Books: A catcher of the wry
Victoria Radin logs on for a witty and ambitious critique of pure reason
Saturday 21 November 1998
by Sylvia Brownrigg
Gollancz, pounds 15.99, 444pp
THERE IS a whole family of American fictions born of a rib of JD Salinger, and this novel is one of them. But here we're talking Salinger in very mutated form - gone west, aged up, doppelgangered into male and female, technologically agile. That voice of adolescence, prolonged to thirtysomething, remains: smart, indecently perceptive.
And also very sorry for the human self to which this dandified brain box is attached. Both protagonists of this audacious, imperfect first novel are survivors of what they see as major personal disasters. Pi (short for Emily Piper, as well as a reference to ) is a philosophy post-grad who has nearly finished her dissertation on Kant's metaphysics. Unfortunately, the Berkeley fire of 1991 has cremated all her work. The male JD, a failed novelist, has been fired from an unworthy job.
Can-do American spirit fails them. Pi turns her back on Berkeley's eucalyptus groves, with their siren lure of sexy epistemological, bisexual banter. She is now to be found lodging with a fortyish New Ageist who is busy with "grief energy" and her small, cute daughter. (Esmee? Lots of squalor, some love). JD has gone public about despair on the Internet with his "Diery", and its irregular progress reports from a spirit that asks itself whether to be or not to be.
Brownrigg takes a risk with the Diery, which for much of the novel is interwoven with her third-person narrative about Pi. For a start, JD has a voice that is so compellingly sardonic, a mix of Holden Caulfield and Woody Allen, so keenly observant and with such feeling for his fellow man (and, usually, woman) that when his Net interpolations stop and we return to Pi, it's a bit as if a particularly gorgeous screen has shut down. His stories of wackily hip friends and terse description or reported dialogue are so well-written that he often puts the more verbose creator of the self-pitying Pi in the shade.

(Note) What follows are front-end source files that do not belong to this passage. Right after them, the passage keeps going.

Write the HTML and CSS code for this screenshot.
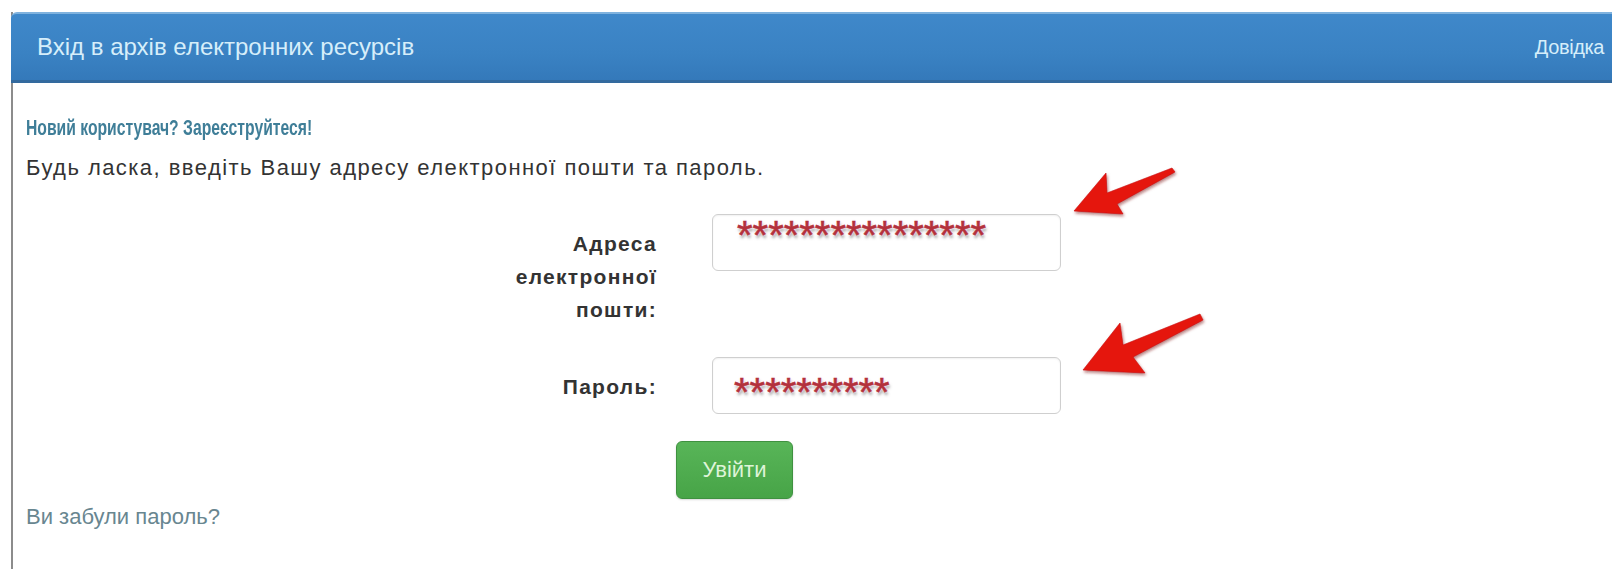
FILE: index.html
```html
<!DOCTYPE html>
<html lang="uk">
<head>
<meta charset="utf-8">
<title>Вхід в архів електронних ресурсів</title>
<link rel="stylesheet" href="styles.css">
</head>
<body>
<div class="panel">
  <div class="panel-heading">
    <span class="panel-title">Вхід в архів електронних ресурсів</span>
    <a class="help-link" href="#">Довідка</a>
  </div>
  <div class="panel-body">
    <div class="register-line"><a class="register-link" href="#">Новий користувач? Зареєструйтеся!</a></div>
    <p class="intro">Будь ласка, введіть Вашу адресу електронної пошти та пароль.</p>
    <form class="login-form">
      <div class="form-row">
        <label class="form-label">Адреса електронної пошти:</label>
        <div class="field field-email"><span class="mask">****************</span></div>
      </div>
      <div class="form-row">
        <label class="form-label">Пароль:</label>
        <div class="field field-password"><span class="mask">**********</span></div>
      </div>
      <div class="form-actions">
        <button type="button" class="btn-submit">Увійти</button>
      </div>
    </form>
    <a class="forgot-link" href="#">Ви забули пароль?</a>
  </div>
</div>

<svg class="callouts" width="1612" height="569" viewBox="0 0 1612 569" xmlns="http://www.w3.org/2000/svg">
  <defs>
    <filter id="arrow-shadow" x="-20%" y="-20%" width="140%" height="160%">
      <feDropShadow dx="1" dy="2" stdDeviation="1.4" flood-color="#7a1010" flood-opacity="0.55"/>
    </filter>
  </defs>
  <g class="arrow" filter="url(#arrow-shadow)">
    <polygon points="1074,211 1106,173 1107,193 1172,168 1175,172 1117,204 1123,214"/>
    <polygon points="1083,370 1120,323 1123,345 1200,314 1203,320 1133,357 1145,373"/>
  </g>
</svg>
</body>
</html>
```

FILE: styles.css
```css
* {
  box-sizing: border-box;
}

html, body {
  margin: 0;
  background: #fff;
  overflow: hidden;
}

body {
  font-family: "Liberation Sans", Arial, sans-serif;
  font-size: 21px;
  line-height: 30px;
  color: #333;
}

a {
  text-decoration: none;
}

/* panel frame: runs past the right and bottom edges of the window */
.panel {
  height: 600px;
  margin: 12px -30px 0 11px;
  border-left: 2px solid #8c8c8c;
  border-right: 2px solid #8c8c8c;
}

.panel-heading {
  height: 71px;
  margin-left: -2px;
  padding: 0 36px 0 26px;
  display: flex;
  align-items: center;
  justify-content: space-between;
  background: linear-gradient(#3f88ca, #3a82c3 60%, #3479ba);
  border-top: 2px solid #7fb2de;
  border-bottom: 3px solid #336a9e;
  border-radius: 6px 6px 0 0;
}

.panel-title {
  font-size: 24px;
  color: #d6eefa;
}

.help-link {
  font-size: 20px;
  letter-spacing: -0.4px;
  color: #d6eefa;
}

.panel-body {
  padding: 30px 13px 0 13px;
}

.register-line {
  height: 30px;
}

/* condensed bold link */
.register-link {
  display: inline-block;
  font-size: 21.5px;
  font-weight: bold;
  white-space: nowrap;
  color: #3f7e98;
  transform: scaleX(0.73);
  transform-origin: left center;
}

.intro {
  margin: 10px 0 0;
  font-size: 22px;
  letter-spacing: 1.45px;
}

/* horizontal form: labels right-aligned, fields in the second column */
.login-form {
  margin: 31px 0 0 471px;
}

.form-row {
  display: grid;
  grid-template-columns: 160px 349px;
  column-gap: 55px;
  align-items: start;
  margin-bottom: 31px;
}

.form-row:nth-child(2) {
  margin-bottom: 27px;
}

.form-label {
  padding-top: 13px;
  font-weight: bold;
  line-height: 33px;
  letter-spacing: 1.3px;
  text-align: right;
}

.field {
  height: 57px;
  border: 1px solid #cfcfcf;
  border-radius: 6px;
  box-shadow: inset 0 1px 2px rgba(0, 0, 0, 0.06);
  overflow: hidden;
}

.field-email {
  padding: 0 0 0 24px;
}

.field-password {
  padding: 14px 0 0 21px;
}

.mask {
  display: block;
  font-size: 40px;
  line-height: 40px;
  color: #b3313c;
  -webkit-text-stroke: 0.6px #b3313c;
  text-shadow: 0 0 1px #fff, 0 0 2px #fff, 0 0 3px #fde, 1px 3px 3px rgba(70, 70, 70, 0.55);
}

.form-actions {
  padding-left: 179px;
}

.btn-submit {
  width: 117px;
  height: 58px;
  padding: 0;
  font-family: "Liberation Sans", Arial, sans-serif;
  font-size: 22px;
  color: #def4d8;
  background: linear-gradient(#58b558, #47a447);
  border: 1px solid #3f9140;
  border-radius: 6px;
  box-shadow: 0 1px 2px rgba(0, 0, 0, 0.15);
}

.forgot-link {
  display: block;
  margin-top: 3px;
  font-size: 22px;
  color: #688690;
}

/* annotation arrows drawn over the form */
.callouts {
  position: absolute;
  top: 0;
  left: 0;
  pointer-events: none;
}

.arrow polygon {
  fill: #e5140e;
  stroke: #c90f0c;
  stroke-width: 0.6;
  stroke-linejoin: round;
}
```
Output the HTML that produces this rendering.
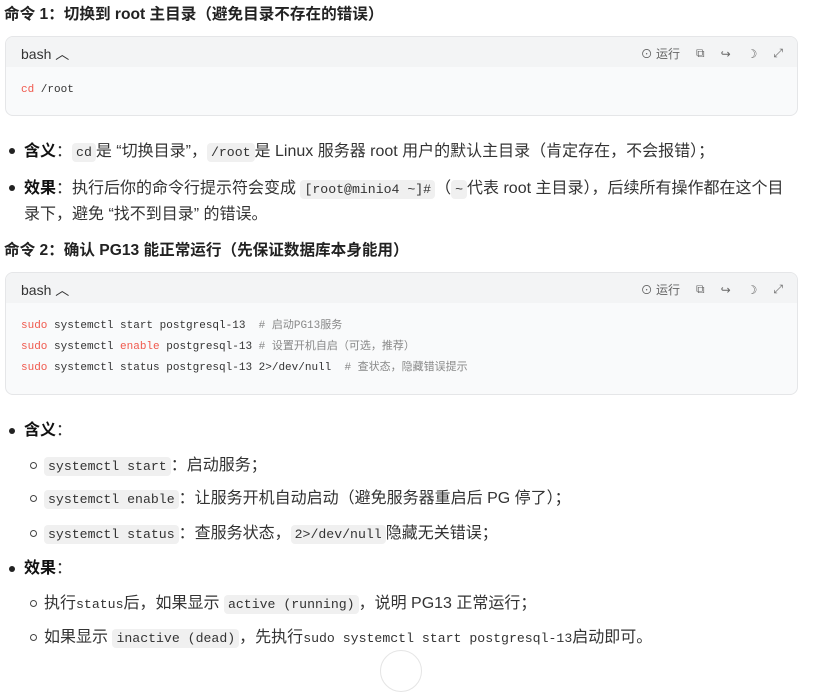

Brownrigg, who herself is a philosophy graduate, is in her element away from home. Her first volume was an accomplished collection of short stories which took ideas and spun them into the realm of unforced surreality. When she is odd here, she is wonderful. The Diery, which naturally turns out to have a cult following, is an outgrowth of ED 536, a Net site which sprang from a discussion of Emily Dickinson's famous poem about the desire to call a halt to life. Members sport names like Young Werther or Hemingway. Pi signs on as Sylvia Plath (curiously, there is a vacancy) and through the e-mail meets, mingles lots of thought-fluid and thus (speaking virtually in every sense) mates with JD.
It becomes increasingly clear that this is an investigation by way of Cyberspace into Kantian ideas of perceived reality versus the unknowable - or, as Pi sees it, magic. Humankind cannot know everything, nor should it want to.
This is also a love story. Hiply contemporary as it is, its refusal to make the love more than platonic is not a million miles from Romance, or the Romantics, or Anita Brookner. But, unlike Brookner, Brownrigg endows her characters with the gift of the Word to keep them going when the rest fails. Coming at our formlessness and apparent meaninglessness from a philosophical angle, Brownrigg offers a consoling and singular perspective for the reassessment of our tangled lives.